Poverty Mapping conference video
Watch the conference via streaming video. B-SPAN webcasts are free to view and are not edited for content.

Sponsor: Poverty Reduction Group (PRMPR)
When: May 11, 2006, 9:00 am - 5:00 pm

The allocation of resources and the design of policies tailored to local-level conditions require highly disaggregated information. Data on poverty at the local level is typically not available because most household surveys are not representative passed the regional level. To produce poverty data accurate at the local level, the research group in the World Bank has developed a technique that allows estimation for small areas, by combining censuses and household survey information.

This conference aims to promote the effective use of Small Area Estimation poverty maps in policy making. The conference will present the range of policies and interventions which have been informed by poverty maps. It will also focus on the political economy of poverty maps and the key elements to their effective use by policy makers. Finally, this conference will look at the future of poverty maps in terms of new techniques and new areas of application.

This conference is targeted to all practitioners who could use poverty maps when designing interventions and dialoguing with country counterparts and other stakeholders.



Why Poverty Maps — and Methods — Matter
The session started with a discussion of the key development issues which have an important geographical dimension, for which poverty maps could be instrumental. It then reviewed different types of maps, present the Small Area Estimation (SAE) method, and highlight potential areas of application. The session also discussed how methodological choices can affect results.
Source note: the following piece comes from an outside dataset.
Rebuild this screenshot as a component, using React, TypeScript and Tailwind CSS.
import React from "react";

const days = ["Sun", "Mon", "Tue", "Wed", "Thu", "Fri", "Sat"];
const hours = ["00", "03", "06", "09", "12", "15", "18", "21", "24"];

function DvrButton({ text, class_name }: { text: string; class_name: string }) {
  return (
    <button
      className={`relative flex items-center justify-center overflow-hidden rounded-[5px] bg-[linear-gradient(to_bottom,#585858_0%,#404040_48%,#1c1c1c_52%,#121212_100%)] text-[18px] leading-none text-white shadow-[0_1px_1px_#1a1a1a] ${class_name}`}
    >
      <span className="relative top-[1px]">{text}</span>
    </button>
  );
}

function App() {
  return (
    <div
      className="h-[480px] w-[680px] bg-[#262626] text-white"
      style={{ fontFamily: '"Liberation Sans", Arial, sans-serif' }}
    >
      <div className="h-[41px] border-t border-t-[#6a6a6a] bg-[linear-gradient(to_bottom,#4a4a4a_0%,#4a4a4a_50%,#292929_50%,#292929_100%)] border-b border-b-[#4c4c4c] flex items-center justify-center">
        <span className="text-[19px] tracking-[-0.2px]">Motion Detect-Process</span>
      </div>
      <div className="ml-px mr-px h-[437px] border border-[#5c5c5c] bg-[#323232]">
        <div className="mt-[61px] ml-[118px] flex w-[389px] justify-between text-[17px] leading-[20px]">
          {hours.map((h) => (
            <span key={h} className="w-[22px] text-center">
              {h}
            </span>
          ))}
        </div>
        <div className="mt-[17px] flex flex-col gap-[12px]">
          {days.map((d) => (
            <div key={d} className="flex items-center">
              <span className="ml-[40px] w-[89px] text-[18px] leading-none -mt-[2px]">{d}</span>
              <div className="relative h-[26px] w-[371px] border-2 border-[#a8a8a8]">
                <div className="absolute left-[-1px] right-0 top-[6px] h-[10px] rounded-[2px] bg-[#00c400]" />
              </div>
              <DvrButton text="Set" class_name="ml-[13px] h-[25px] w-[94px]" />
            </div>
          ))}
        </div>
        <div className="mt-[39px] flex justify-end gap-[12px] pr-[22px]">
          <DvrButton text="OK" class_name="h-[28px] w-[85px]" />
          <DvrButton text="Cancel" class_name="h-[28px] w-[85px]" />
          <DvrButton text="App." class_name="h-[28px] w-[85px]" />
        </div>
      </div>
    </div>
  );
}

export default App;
Finally, it showcased POVMAP, a software for small area estimation.

Poverty Maps for Policy Making — Beyond the Obvious Targeting Applications
This session presented an overview of the range of policies and interventions which have been informed by poverty maps. More specifically it looked at what poverty maps can do to help analyze, plan and design policies and interventions, strengthen accountability and build capacity; and what they cannot do – the dangers, limitations, and pitfalls of policy making with SAE maps. This overview was followed by three country stories from Africa, MENA and South Asia, illustrating the types of policies and interventions influenced by poverty maps.

Lunch Session

More than a Technical Exercise: Increasing Poverty Maps' Impact on Policy
The processes that underpin the elaboration of poverty maps and their uses in decision making are as important as the technical aspects. This session focused on the political economy of disaggregated poverty data and the key elements to their effective use by policy makers. The session started with the unique experience of a policy maker who is also a map producer in Mexico, followed by panel of practitioners.

Pushing the Frontiers — New Uses and Applications
This last session focused on the future of poverty maps in terms of new techniques. The presentations highlighted opportunities to broaden the policy relevance of poverty maps, as well as how we can realize the full potential of poverty maps for policy formulation and project design in World Bank activities. Sector specialists provided their perspective on potential applications of poverty maps to policies and projects in infrastructure, transport, urban development, rural development, HD and other areas with potentially important geographic dimensions.